The seamstress promptly ran up a replacement which was immediately spotted by the Queen Mother who found the whole incident highly amusing. The next day she arrived at the shop to thank Beatrice, who was only two days younger than the Royal visitor, and the two struck up a friendship.

Haygarth went on to supply cartridges, clay pigeons and accessories and to service and repair the Royal party's guns for the next 37 years.

The Queen Mother would regularly arrive at his shop in the 1960s and 70s, having been driven down from the castle by her chauffeur, and on several occasions Haygarth, a highly intelligent man with a dry sense of humour who treated all his customers equally, regardless of their social stratum, was her dinner guest.

In the late 1979s, after both his parents died within months of each other, his wife ran the retail side of the business for a few years until his son Ross took over the reins and began an apprenticeship with his father. The family has since successfully weathered dips in business following recessions and changes in the gun laws after the 1987 Hungerford massacre, when a gunman killed 16 people in the south of England, and the 1996 Dunblane atrocity when 16 small children and their teacher were shot dead in their primary school north of Stirling.

Aside from his lifelong business interests in gunmaking, Haygarth also ran a grouse moor and pheasant shoot, stalked, ran several clay pigeon clubs and was local secretary of the British Field Sports Society for many years.
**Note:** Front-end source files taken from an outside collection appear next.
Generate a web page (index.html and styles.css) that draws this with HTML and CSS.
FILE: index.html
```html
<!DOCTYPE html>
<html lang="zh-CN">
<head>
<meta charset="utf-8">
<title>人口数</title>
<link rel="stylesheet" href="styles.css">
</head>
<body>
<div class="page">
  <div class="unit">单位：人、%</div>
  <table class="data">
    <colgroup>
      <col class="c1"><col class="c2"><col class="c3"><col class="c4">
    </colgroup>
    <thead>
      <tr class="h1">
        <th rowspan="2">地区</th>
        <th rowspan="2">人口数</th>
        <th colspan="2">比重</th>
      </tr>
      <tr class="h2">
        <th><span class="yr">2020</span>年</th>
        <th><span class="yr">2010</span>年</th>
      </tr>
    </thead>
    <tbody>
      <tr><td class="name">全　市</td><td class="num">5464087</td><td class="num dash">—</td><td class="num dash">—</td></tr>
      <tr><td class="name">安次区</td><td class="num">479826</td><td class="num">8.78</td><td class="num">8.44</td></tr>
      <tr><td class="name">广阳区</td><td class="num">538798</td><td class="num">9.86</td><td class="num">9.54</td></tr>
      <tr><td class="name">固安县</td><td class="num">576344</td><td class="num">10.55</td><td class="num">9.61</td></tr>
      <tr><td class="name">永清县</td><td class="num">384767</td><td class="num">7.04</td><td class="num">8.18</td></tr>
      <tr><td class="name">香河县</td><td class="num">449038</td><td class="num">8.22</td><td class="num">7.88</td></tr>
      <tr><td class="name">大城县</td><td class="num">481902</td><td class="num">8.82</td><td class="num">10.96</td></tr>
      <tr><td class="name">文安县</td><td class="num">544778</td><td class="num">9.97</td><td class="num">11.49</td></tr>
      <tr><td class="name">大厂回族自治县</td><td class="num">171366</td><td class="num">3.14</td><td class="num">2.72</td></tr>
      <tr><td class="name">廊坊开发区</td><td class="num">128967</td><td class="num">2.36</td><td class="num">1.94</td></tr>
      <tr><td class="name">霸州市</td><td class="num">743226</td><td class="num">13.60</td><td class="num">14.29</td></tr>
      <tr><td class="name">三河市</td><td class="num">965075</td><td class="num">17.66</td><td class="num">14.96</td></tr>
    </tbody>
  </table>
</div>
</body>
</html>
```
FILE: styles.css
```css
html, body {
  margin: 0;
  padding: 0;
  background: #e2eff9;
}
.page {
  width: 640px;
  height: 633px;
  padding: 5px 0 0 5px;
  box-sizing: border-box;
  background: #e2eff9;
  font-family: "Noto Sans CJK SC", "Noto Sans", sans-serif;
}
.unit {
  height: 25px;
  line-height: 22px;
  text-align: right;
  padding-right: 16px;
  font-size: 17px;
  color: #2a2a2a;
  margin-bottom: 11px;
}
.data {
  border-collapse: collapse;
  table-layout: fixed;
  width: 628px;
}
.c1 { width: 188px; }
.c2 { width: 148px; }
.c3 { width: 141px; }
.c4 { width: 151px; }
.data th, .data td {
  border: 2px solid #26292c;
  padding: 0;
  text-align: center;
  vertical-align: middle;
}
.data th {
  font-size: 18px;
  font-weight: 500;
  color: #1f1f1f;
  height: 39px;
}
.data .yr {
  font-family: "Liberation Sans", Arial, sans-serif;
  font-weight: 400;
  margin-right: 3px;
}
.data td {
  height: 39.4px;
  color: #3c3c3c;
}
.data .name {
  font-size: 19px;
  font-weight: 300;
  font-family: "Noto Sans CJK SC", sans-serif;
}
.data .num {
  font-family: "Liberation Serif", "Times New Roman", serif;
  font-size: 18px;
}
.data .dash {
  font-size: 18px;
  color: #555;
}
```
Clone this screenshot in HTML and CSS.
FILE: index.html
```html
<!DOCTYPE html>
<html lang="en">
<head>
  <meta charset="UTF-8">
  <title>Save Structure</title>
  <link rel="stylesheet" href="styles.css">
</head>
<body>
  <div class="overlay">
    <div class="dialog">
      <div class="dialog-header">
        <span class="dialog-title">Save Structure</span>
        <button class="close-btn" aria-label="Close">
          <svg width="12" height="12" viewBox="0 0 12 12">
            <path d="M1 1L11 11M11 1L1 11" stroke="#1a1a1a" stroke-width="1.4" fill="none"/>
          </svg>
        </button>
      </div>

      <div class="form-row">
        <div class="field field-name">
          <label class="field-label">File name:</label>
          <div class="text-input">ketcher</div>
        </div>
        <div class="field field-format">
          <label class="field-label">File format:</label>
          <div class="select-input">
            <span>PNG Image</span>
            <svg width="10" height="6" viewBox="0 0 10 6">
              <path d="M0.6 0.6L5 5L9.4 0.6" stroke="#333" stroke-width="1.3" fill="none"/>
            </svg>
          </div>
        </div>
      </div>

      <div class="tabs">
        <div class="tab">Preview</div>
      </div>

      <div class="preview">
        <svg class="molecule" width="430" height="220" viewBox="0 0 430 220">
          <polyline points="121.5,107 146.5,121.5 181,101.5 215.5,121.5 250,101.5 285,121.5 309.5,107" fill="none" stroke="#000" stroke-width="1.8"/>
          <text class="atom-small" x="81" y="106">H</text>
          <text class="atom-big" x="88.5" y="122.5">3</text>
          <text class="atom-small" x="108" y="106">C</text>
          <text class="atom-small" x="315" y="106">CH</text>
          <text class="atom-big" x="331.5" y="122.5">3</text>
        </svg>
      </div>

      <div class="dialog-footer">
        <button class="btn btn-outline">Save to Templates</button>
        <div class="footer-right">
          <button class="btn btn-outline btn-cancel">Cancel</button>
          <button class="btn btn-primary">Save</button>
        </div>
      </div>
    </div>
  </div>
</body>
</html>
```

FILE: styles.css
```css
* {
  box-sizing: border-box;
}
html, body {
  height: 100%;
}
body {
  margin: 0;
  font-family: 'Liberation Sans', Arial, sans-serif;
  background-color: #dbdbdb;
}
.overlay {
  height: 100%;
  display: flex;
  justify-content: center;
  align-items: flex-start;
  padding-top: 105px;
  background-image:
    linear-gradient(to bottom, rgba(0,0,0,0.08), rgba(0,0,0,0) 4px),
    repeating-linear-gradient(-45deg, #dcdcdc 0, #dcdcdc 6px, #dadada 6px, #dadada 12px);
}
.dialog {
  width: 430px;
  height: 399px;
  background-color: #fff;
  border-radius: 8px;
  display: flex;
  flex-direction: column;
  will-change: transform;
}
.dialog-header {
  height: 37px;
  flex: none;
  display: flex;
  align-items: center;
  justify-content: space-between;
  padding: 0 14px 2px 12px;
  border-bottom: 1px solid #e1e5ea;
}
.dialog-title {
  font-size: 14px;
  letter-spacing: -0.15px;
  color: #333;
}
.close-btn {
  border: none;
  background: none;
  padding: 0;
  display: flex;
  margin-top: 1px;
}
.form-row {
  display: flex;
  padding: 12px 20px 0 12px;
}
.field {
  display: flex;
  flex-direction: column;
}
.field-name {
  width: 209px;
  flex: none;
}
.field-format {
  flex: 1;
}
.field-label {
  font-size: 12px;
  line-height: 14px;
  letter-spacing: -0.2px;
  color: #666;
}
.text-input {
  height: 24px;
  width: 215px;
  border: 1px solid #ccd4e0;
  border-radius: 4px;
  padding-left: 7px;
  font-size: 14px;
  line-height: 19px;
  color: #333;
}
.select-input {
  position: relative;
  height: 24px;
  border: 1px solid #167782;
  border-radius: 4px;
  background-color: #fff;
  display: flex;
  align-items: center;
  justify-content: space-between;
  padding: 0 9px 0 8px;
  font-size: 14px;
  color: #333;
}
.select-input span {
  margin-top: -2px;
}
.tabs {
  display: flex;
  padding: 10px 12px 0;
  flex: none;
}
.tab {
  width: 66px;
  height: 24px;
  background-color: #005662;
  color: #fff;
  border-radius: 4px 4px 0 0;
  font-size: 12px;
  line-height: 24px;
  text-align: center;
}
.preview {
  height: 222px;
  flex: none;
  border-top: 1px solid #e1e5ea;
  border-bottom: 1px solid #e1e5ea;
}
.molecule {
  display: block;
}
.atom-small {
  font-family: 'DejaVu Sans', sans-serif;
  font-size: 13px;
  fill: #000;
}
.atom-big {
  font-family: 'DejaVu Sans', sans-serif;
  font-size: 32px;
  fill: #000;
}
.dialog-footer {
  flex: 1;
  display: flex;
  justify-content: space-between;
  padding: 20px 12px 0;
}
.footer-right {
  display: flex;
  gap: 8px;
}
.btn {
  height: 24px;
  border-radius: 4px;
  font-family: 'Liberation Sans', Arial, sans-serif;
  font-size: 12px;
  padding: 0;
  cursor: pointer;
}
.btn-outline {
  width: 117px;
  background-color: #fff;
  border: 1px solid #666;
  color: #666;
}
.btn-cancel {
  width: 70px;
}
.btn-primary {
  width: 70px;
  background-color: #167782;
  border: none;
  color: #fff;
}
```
He had travelled extensively, shooting in Italy and Spain, and was a keen motorcyclist – despite an accident with a lorry, just after his national service ended, which put him in hospital for 14 months and left him with a permanent limp.

He did not own another bike until 1981 but maintained an interest in the TT races on the Isle of Man, which he had first visited in 1938, and latterly had an impressive collection of classic motorcycles as well as an interest in classic cars.

Widowed in 1991, the same year that he was awarded his Royal Warrant, he continued to work every day until 2010 when, at the age of 79, he suffered a major stroke.

After eight months in hospital he moved into a residential care home, ironically on the Glorious Twelfth that year.

Haygarth, whose record of 67 years in the trade is unlikely to be broken, is survived by his children John, Fiona, Lynda, Ross and Calum and extended family.